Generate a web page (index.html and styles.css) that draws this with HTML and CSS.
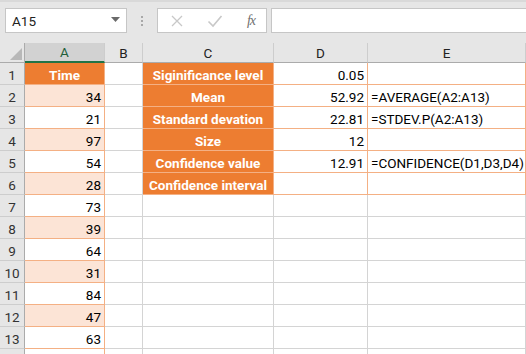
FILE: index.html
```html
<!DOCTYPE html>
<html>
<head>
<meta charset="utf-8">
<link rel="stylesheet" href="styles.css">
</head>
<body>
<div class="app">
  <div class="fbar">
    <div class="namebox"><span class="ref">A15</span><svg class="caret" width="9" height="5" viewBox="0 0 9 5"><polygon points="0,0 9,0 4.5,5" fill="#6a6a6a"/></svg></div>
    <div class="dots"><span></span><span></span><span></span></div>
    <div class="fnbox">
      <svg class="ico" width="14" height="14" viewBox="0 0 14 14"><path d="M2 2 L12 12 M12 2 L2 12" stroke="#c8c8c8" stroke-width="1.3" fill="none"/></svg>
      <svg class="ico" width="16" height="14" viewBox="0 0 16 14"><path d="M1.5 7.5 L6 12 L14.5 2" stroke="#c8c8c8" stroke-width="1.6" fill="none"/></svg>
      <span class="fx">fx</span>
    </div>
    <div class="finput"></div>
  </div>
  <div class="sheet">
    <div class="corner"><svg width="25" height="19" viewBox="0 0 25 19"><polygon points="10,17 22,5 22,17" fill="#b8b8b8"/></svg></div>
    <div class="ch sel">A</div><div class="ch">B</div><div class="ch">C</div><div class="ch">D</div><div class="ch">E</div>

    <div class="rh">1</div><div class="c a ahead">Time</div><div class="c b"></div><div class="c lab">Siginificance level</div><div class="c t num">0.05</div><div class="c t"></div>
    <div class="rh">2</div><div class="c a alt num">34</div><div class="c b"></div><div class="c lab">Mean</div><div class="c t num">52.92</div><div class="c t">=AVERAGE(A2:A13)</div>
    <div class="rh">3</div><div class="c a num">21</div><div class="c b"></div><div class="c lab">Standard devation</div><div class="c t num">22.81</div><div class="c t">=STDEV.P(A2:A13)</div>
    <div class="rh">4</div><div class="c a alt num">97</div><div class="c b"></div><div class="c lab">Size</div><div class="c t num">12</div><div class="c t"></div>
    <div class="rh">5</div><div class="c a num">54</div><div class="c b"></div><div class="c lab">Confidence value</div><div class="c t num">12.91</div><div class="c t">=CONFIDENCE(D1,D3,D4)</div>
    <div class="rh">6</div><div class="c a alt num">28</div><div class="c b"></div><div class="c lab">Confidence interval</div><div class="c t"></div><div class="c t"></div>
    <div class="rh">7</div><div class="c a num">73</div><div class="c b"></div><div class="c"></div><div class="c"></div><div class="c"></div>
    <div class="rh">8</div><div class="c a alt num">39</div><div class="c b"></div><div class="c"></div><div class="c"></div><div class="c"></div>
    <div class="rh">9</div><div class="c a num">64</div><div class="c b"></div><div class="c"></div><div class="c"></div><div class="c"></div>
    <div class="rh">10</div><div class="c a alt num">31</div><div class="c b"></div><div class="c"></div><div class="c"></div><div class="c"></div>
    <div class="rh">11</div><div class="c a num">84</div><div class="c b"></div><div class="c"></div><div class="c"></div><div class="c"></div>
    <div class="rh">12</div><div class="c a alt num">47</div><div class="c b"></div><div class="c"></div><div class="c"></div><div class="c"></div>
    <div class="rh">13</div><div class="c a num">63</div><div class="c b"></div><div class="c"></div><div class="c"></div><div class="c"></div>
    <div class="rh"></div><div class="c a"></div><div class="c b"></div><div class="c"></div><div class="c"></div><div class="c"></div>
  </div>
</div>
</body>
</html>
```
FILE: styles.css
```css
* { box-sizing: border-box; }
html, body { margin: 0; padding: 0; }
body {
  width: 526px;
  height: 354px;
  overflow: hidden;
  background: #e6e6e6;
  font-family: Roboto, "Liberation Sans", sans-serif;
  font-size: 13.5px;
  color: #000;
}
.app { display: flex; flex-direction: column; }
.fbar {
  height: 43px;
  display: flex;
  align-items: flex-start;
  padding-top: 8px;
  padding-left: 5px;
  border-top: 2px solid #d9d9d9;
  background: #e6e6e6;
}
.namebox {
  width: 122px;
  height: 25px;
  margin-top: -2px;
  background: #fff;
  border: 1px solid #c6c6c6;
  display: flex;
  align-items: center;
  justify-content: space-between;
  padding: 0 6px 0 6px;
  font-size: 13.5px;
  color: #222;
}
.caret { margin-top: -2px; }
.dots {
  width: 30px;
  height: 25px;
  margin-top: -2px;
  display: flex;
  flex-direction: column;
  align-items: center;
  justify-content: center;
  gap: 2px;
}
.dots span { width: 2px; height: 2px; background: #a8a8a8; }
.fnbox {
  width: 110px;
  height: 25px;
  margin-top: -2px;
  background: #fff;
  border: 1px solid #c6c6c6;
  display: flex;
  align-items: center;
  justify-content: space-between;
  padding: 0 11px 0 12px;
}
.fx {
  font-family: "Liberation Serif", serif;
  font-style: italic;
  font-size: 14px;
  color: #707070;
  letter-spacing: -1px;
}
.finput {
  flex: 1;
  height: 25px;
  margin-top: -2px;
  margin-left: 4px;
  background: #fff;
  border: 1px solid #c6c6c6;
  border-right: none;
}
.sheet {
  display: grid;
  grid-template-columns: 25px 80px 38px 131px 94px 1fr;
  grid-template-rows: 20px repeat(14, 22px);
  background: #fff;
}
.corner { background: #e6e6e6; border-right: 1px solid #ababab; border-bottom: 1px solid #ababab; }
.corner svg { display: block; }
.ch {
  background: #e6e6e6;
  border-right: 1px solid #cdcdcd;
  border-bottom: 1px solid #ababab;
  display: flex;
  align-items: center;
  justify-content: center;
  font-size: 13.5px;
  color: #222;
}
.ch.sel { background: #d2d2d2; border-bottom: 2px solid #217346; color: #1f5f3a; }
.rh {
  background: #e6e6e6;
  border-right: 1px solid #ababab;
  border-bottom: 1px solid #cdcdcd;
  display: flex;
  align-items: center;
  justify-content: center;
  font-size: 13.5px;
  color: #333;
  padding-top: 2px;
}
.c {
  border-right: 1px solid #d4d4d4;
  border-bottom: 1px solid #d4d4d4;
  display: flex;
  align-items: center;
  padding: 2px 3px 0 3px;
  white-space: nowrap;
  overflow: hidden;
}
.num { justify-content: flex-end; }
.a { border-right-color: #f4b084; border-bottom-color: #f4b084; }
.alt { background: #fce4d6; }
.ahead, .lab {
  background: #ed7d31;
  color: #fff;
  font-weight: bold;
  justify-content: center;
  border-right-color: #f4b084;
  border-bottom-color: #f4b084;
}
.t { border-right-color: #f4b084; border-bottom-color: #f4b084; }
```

▶ _What is being asked_
Quote the preceding listing precisely and completely, omitting its images.

▶ _Task result_
Generate a web page (index.html and styles.css) that draws this with HTML and CSS.
FILE: index.html
```html
<!DOCTYPE html>
<html>
<head>
<meta charset="utf-8">
<link rel="stylesheet" href="styles.css">
</head>
<body>
<div class="app">
  <div class="fbar">
    <div class="namebox"><span class="ref">A15</span><svg class="caret" width="9" height="5" viewBox="0 0 9 5"><polygon points="0,0 9,0 4.5,5" fill="#6a6a6a"/></svg></div>
    <div class="dots"><span></span><span></span><span></span></div>
    <div class="fnbox">
      <svg class="ico" width="14" height="14" viewBox="0 0 14 14"><path d="M2 2 L12 12 M12 2 L2 12" stroke="#c8c8c8" stroke-width="1.3" fill="none"/></svg>
      <svg class="ico" width="16" height="14" viewBox="0 0 16 14"><path d="M1.5 7.5 L6 12 L14.5 2" stroke="#c8c8c8" stroke-width="1.6" fill="none"/></svg>
      <span class="fx">fx</span>
    </div>
    <div class="finput"></div>
  </div>
  <div class="sheet">
    <div class="corner"><svg width="25" height="19" viewBox="0 0 25 19"><polygon points="10,17 22,5 22,17" fill="#b8b8b8"/></svg></div>
    <div class="ch sel">A</div><div class="ch">B</div><div class="ch">C</div><div class="ch">D</div><div class="ch">E</div>

    <div class="rh">1</div><div class="c a ahead">Time</div><div class="c b"></div><div class="c lab">Siginificance level</div><div class="c t num">0.05</div><div class="c t"></div>
    <div class="rh">2</div><div class="c a alt num">34</div><div class="c b"></div><div class="c lab">Mean</div><div class="c t num">52.92</div><div class="c t">=AVERAGE(A2:A13)</div>
    <div class="rh">3</div><div class="c a num">21</div><div class="c b"></div><div class="c lab">Standard devation</div><div class="c t num">22.81</div><div class="c t">=STDEV.P(A2:A13)</div>
    <div class="rh">4</div><div class="c a alt num">97</div><div class="c b"></div><div class="c lab">Size</div><div class="c t num">12</div><div class="c t"></div>
    <div class="rh">5</div><div class="c a num">54</div><div class="c b"></div><div class="c lab">Confidence value</div><div class="c t num">12.91</div><div class="c t">=CONFIDENCE(D1,D3,D4)</div>
    <div class="rh">6</div><div class="c a alt num">28</div><div class="c b"></div><div class="c lab">Confidence interval</div><div class="c t"></div><div class="c t"></div>
    <div class="rh">7</div><div class="c a num">73</div><div class="c b"></div><div class="c"></div><div class="c"></div><div class="c"></div>
    <div class="rh">8</div><div class="c a alt num">39</div><div class="c b"></div><div class="c"></div><div class="c"></div><div class="c"></div>
    <div class="rh">9</div><div class="c a num">64</div><div class="c b"></div><div class="c"></div><div class="c"></div><div class="c"></div>
    <div class="rh">10</div><div class="c a alt num">31</div><div class="c b"></div><div class="c"></div><div class="c"></div><div class="c"></div>
    <div class="rh">11</div><div class="c a num">84</div><div class="c b"></div><div class="c"></div><div class="c"></div><div class="c"></div>
    <div class="rh">12</div><div class="c a alt num">47</div><div class="c b"></div><div class="c"></div><div class="c"></div><div class="c"></div>
    <div class="rh">13</div><div class="c a num">63</div><div class="c b"></div><div class="c"></div><div class="c"></div><div class="c"></div>
    <div class="rh"></div><div class="c a"></div><div class="c b"></div><div class="c"></div><div class="c"></div><div class="c"></div>
  </div>
</div>
</body>
</html>
```
FILE: styles.css
```css
* { box-sizing: border-box; }
html, body { margin: 0; padding: 0; }
body {
  width: 526px;
  height: 354px;
  overflow: hidden;
  background: #e6e6e6;
  font-family: Roboto, "Liberation Sans", sans-serif;
  font-size: 13.5px;
  color: #000;
}
.app { display: flex; flex-direction: column; }
.fbar {
  height: 43px;
  display: flex;
  align-items: flex-start;
  padding-top: 8px;
  padding-left: 5px;
  border-top: 2px solid #d9d9d9;
  background: #e6e6e6;
}
.namebox {
  width: 122px;
  height: 25px;
  margin-top: -2px;
  background: #fff;
  border: 1px solid #c6c6c6;
  display: flex;
  align-items: center;
  justify-content: space-between;
  padding: 0 6px 0 6px;
  font-size: 13.5px;
  color: #222;
}
.caret { margin-top: -2px; }
.dots {
  width: 30px;
  height: 25px;
  margin-top: -2px;
  display: flex;
  flex-direction: column;
  align-items: center;
  justify-content: center;
  gap: 2px;
}
.dots span { width: 2px; height: 2px; background: #a8a8a8; }
.fnbox {
  width: 110px;
  height: 25px;
  margin-top: -2px;
  background: #fff;
  border: 1px solid #c6c6c6;
  display: flex;
  align-items: center;
  justify-content: space-between;
  padding: 0 11px 0 12px;
}
.fx {
  font-family: "Liberation Serif", serif;
  font-style: italic;
  font-size: 14px;
  color: #707070;
  letter-spacing: -1px;
}
.finput {
  flex: 1;
  height: 25px;
  margin-top: -2px;
  margin-left: 4px;
  background: #fff;
  border: 1px solid #c6c6c6;
  border-right: none;
}
.sheet {
  display: grid;
  grid-template-columns: 25px 80px 38px 131px 94px 1fr;
  grid-template-rows: 20px repeat(14, 22px);
  background: #fff;
}
.corner { background: #e6e6e6; border-right: 1px solid #ababab; border-bottom: 1px solid #ababab; }
.corner svg { display: block; }
.ch {
  background: #e6e6e6;
  border-right: 1px solid #cdcdcd;
  border-bottom: 1px solid #ababab;
  display: flex;
  align-items: center;
  justify-content: center;
  font-size: 13.5px;
  color: #222;
}
.ch.sel { background: #d2d2d2; border-bottom: 2px solid #217346; color: #1f5f3a; }
.rh {
  background: #e6e6e6;
  border-right: 1px solid #ababab;
  border-bottom: 1px solid #cdcdcd;
  display: flex;
  align-items: center;
  justify-content: center;
  font-size: 13.5px;
  color: #333;
  padding-top: 2px;
}
.c {
  border-right: 1px solid #d4d4d4;
  border-bottom: 1px solid #d4d4d4;
  display: flex;
  align-items: center;
  padding: 2px 3px 0 3px;
  white-space: nowrap;
  overflow: hidden;
}
.num { justify-content: flex-end; }
.a { border-right-color: #f4b084; border-bottom-color: #f4b084; }
.alt { background: #fce4d6; }
.ahead, .lab {
  background: #ed7d31;
  color: #fff;
  font-weight: bold;
  justify-content: center;
  border-right-color: #f4b084;
  border-bottom-color: #f4b084;
}
.t { border-right-color: #f4b084; border-bottom-color: #f4b084; }
```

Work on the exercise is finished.